Lui, Crocetta l’indomito sfibrato, ha utilizzato l’energia nervosa rapidamente. Sprofondato nella sedia, dopo il voto contrario di sabato, ha subìto il conteggio dopo essere andato al tappeto, mentre i suoi occhi rapidissimi fiutavano al volo l’opportunità dell’ennesima denuncia-attacco al sistema di ieri che non muore oggi, la sua formidabile tecnica di difesa. Continuerà a farlo anche in queste ore, ma sarà dura.
Il voto che entro 45 giorni dovrà dire se sulle Province ha ragione Crocetta o Musumeci, viene caricato di un significato che va oltre le cose. Cade, con eccesso di casualità, nello stesso periodo del rimpasto tanto annunciato quanto rinviato. I rapporti di Crocetta con D’Alia sono al minimo storico.
La finanziaria smantellata, è un altro sintomo. L’occasione persa, come la definisce il presidente, riferendosi ai grillini, di governare insieme, non è un’idea riproponibile. Insomma è il momento, per tutti, di transitare dalle parole ai fatti. O di tacere tutti insieme. Nell’imbarazzo generale di una caduta che non risparmierebbe nessuno.

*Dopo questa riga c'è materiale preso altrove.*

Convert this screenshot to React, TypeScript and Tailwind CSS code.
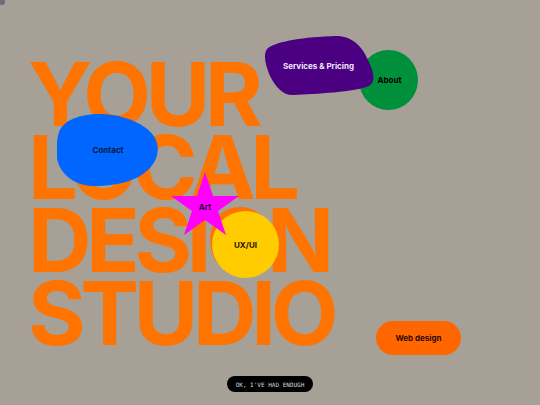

E qui arriva “l’arma letale”, neanche tanto segreta, che Crocetta ha riposto con cura il giorno in cui è stato eletto. Le dimissioni. Da sbandierare, da agitare, da rimuovere e poi, ancora da riprendere. Fare un passo concreto, dallo “spauracchio” all’ipotesi. Bluffare in attesa che qualcuno venga a vedere le sue carte, puntando ad improbabili rilanci. Ogni bluff però, ha le sue probabilità di rischio. Ecco che le parole di Castiglione suonano più chiare, meno sibilline. Accordo istituzionale di lungo periodo o aut aut?
La fotografia di un tiepido sabato di dicembre all’Ars, è quella di una classe politica siciliana intorpidita tra “cortigiani e maddalene pentite”, nelle parole di Musumeci, alle prese con un governatore che ha da perdere, forse meno di tutti gli altri. Ad uno, singolarmente, e complessivamente. Chissà se domani i cortigiani aumenteranno ancora.